Last week a good friend who is also a long-time member of my women's circle, brought me a surprise gift. My friend is not particularly demonstrative, so I was deeply touched by her offering. Shown in the picture above, it is a "riverkeeper" sculpture from Bell Pine Art Farm.

 

The water can hear you.
Bring your voice! Pour
your heart into the river.
Say "Thank you. I love you.
I promise to care for you...
 
With purest intention,
may all water be BLESSED,
restoring it to life sustaining balance.
 
You are the river!
 
--Bell Pine Art Farm

When she gave it to me, she said, "this made me think of you. You are a powerful witch. You gather the women and welcome them into your home."

While I don't think of myself as a witch and find the best personal match in the word priestess, this sculpture carried an additional reminder to me as her open mouth and sense of swirling voice brought back the memory of one of my most potent spiritual experiences. Several years ago I had laryngitis and was completely mute. I woke up in the morning with a crystal clear vision of the earth, suspended in space, and feeling awe-struck at the majesty and complexity of this planet whirling through space, part of the vast, unfathomable universe. It seemed so clear to me that I was seeing the “invisible net of incarnation” of which we are all a part, the earth held in this enormous web of the universe. Upon rising for the day, I was thinking about my ideas about divinity and reflecting on my cosmological view of the universe as the “body” of the Goddess and the idea that the very web of life itself is the Goddess. Accompanying the sense of majesty was then a profound sense of impersonality.
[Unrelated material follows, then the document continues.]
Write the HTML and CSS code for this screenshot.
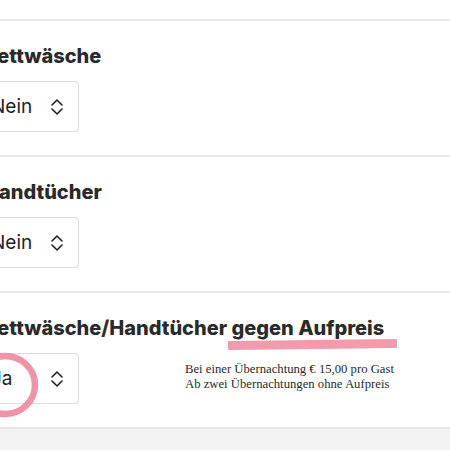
FILE: index.html
```html
<!DOCTYPE html>
<html lang="de">
<head>
<meta charset="utf-8">
<title>Optionen</title>
<link rel="stylesheet" href="styles.css">
</head>
<body>
<div class="top"></div>
<div class="form">
  <section class="field">
    <h2 class="label">Bettwäsche</h2>
    <div class="row">
      <div class="select">
        <span class="value">Nein</span>
        <svg class="chev" width="14" height="18" viewBox="0 0 14 18"><path d="M2 7 L7 2 L12 7 M2 11 L7 16 L12 11" fill="none" stroke="#222" stroke-width="1.6" stroke-linecap="round" stroke-linejoin="round"/></svg>
      </div>
    </div>
  </section>
  <section class="field">
    <h2 class="label">Handtücher</h2>
    <div class="row">
      <div class="select">
        <span class="value">Nein</span>
        <svg class="chev" width="14" height="18" viewBox="0 0 14 18"><path d="M2 7 L7 2 L12 7 M2 11 L7 16 L12 11" fill="none" stroke="#222" stroke-width="1.6" stroke-linecap="round" stroke-linejoin="round"/></svg>
      </div>
    </div>
  </section>
  <section class="field">
    <h2 class="label">Bettwäsche/Handtücher <span class="marked">gegen Aufpreis</span></h2>
    <div class="row">
      <div class="select circled">
        <span class="value">Ja</span>
        <svg class="chev" width="14" height="18" viewBox="0 0 14 18"><path d="M2 7 L7 2 L12 7 M2 11 L7 16 L12 11" fill="none" stroke="#222" stroke-width="1.6" stroke-linecap="round" stroke-linejoin="round"/></svg>
        <svg class="ring" width="80" height="76" viewBox="0 0 80 76"><ellipse cx="40" cy="37" rx="30" ry="29" fill="none" stroke="#ee8a9e" stroke-width="6.5" opacity="0.92"/></svg>
      </div>
      <p class="note">Bei einer Übernachtung € 15,00 pro Gast<br>Ab zwei Übernachtungen ohne Aufpreis</p>
    </div>
  </section>
</div>
<div class="footer"></div>
</body>
</html>
```
FILE: styles.css
```css
html, body {
  margin: 0;
  padding: 0;
  background: #ffffff;
  overflow: hidden;
}
body {
  width: 450px;
  height: 450px;
  font-family: Inter, "Liberation Sans", sans-serif;
  color: #2a2a2a;
}
.top {
  height: 19px;
}
.form {
  margin-left: -26px;
}
.field {
  border-top: 2px solid #e9e9e9;
  padding: 23px 0 23px 0;
  height: 88px;
}
.label {
  margin: 0 0 13px 10px;
  font-size: 20px;
  line-height: 24px;
  font-weight: 800;
  color: #2a2a2a;
  white-space: nowrap;
}
.marked {
  position: relative;
  z-index: 0;
}
.marked::after {
  content: "";
  position: absolute;
  left: -4px;
  right: -12px;
  bottom: -9px;
  height: 9px;
  background: #ee8a9e;
  opacity: 0.85;
  border-radius: 1px;
  transform: rotate(-0.7deg);
  z-index: -1;
}
.row {
  display: flex;
  align-items: flex-start;
}
.select {
  position: relative;
  box-sizing: border-box;
  width: 105px;
  height: 51px;
  border: 1px solid #dcdcdc;
  border-radius: 4px;
  display: flex;
  align-items: center;
  padding: 0 0 0 16px;
  background: #fff;
}
.value {
  font-size: 19px;
  color: #222;
  flex: 1;
}
.chev {
  margin-right: 14px;
}
.ring {
  position: absolute;
  left: -10px;
  top: -6px;
  pointer-events: none;
}
.note {
  margin: 9px 0 0 106px;
  font-family: "Liberation Serif", "DejaVu Serif", serif;
  font-size: 12.7px;
  line-height: 15px;
  color: #2a2a2a;
  white-space: nowrap;
}
.footer {
  border-top: 2px solid #e6e6e6;
  background: #f3f3f3;
  height: 40px;
}
```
So, as I sat at my little corner altar in the living room, I asked (silently—I had laryngitis, remember!): “what do I need to know about the personalization of the divine?” I drew a Crone Stone from my little bag by the altar...

Remember the laryngitis and then also imagine the huge smile on my face when the stone I drew was, “The Speaker,” with the questions included in the interpretation, “is your voice being heard?” and “how will you share your voice with the world?” And then the final message, “let your voice pour forth like a flowing river…” At this moment I felt I had received an answer to my wonderings—that the Universe/Goddess is both as enormous and impersonal as my vision of the web holding the earth and yet also personal enough to offer me this cosmic "wink" through my Crone Stone.